Mental health in schools, what barbershops can teach us about health care, and more in this week’s roundup

health equity

School-based mental health centers play vital role for Hispanic and black students
Cara Rosner, Connecticut Health Investigative Team, May 21
Once a week, the health center at Stamford High School offers sophomore Roger Sanchez an oasis — someplace he can talk to a trusted adult, where counseling sessions help him cope with anxiety. Sanchez is among a growing number of black and Hispanic teens receiving mental health services at school-based health centers — services, data show, they’d be much less likely to get or stick with if they pursued them elsewhere. While students seek services for various reasons, research shows black and Hispanic students are more likely than their white peers to experience depression in particular.

Suicide rates for black children twice that of white children, new data show
Amy Ellis Nutt, The Washington Post, May 21
Although suicide is rare among young children, the latest findings reinforce the need for better research into the racial disparities, lead author Jeffrey Bridge said. Suicide is one of the leading causes of death for older children. “Most of the previous research has largely concerned white suicide. So we don’t even know if the same risk and protective factors apply to black youth,” Bridge said.

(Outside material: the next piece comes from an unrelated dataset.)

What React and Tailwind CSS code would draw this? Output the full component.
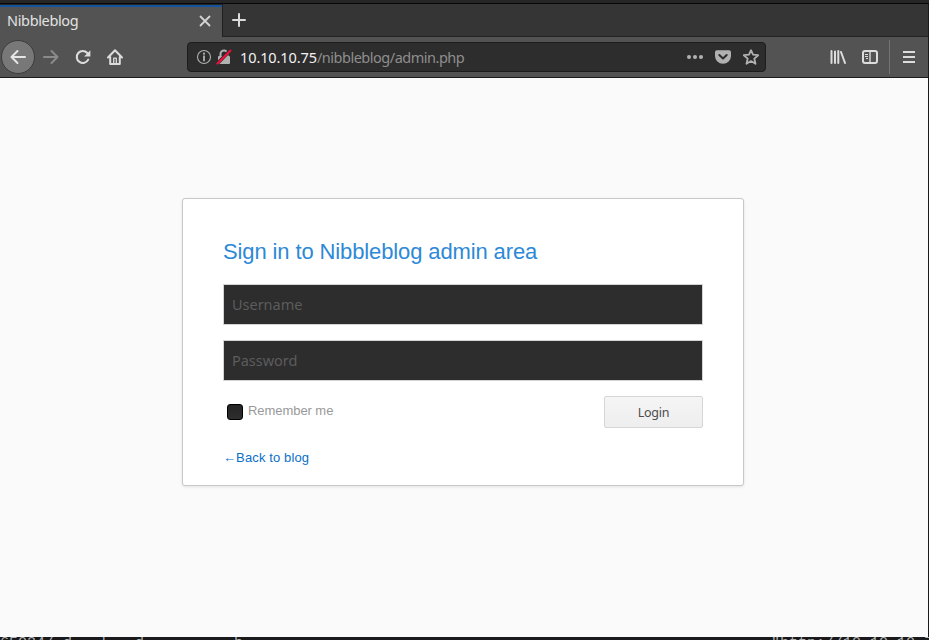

Bringing care into the community

What barbershops can teach about delivering health care
Aaron E. Carroll, The New York Times, May 21
High blood pressure is a leading risk factor for heart disease, the most common killer of men in the U.S. Yet it’s been hard to get patients to comply with recommendations and medications. A recent study achieved promising results through an intervention that used barbers teamed up with pharmacists to identify at-risk clients and treatment for those who needed it. The study suggests that health care need not take place in a doctor’s office — or be provided by a physician — to be effective. It also suggests the value of building on trusting relationships and delivering health interventions in settings like barbershops that that foster confidentiality and camaraderie.

first person

My ‘sunken place’: Having to call police when I know it could be deadly for my black patients
Jennifer Adaeze Okwerekwu, STAT, May 21
A few weeks ago, I watched a crisis unfold on Twitter. A black woman posted what looked like a suicide note. Her followers scrambled to help her. One woman, also black, tweeted that anyone who knew her personally should call a suicide helpline. Send help, the woman tweeted — but don’t call police. That last bit stuck with me. As a psychiatry resident, I often staff a crisis line. And if the crisis warrants it, I have to send the police. But I am also a black woman, and knowing that police interventions can be violent, and even deadly, I have to silence the screaming voice inside of me that says, “Don’t do it.”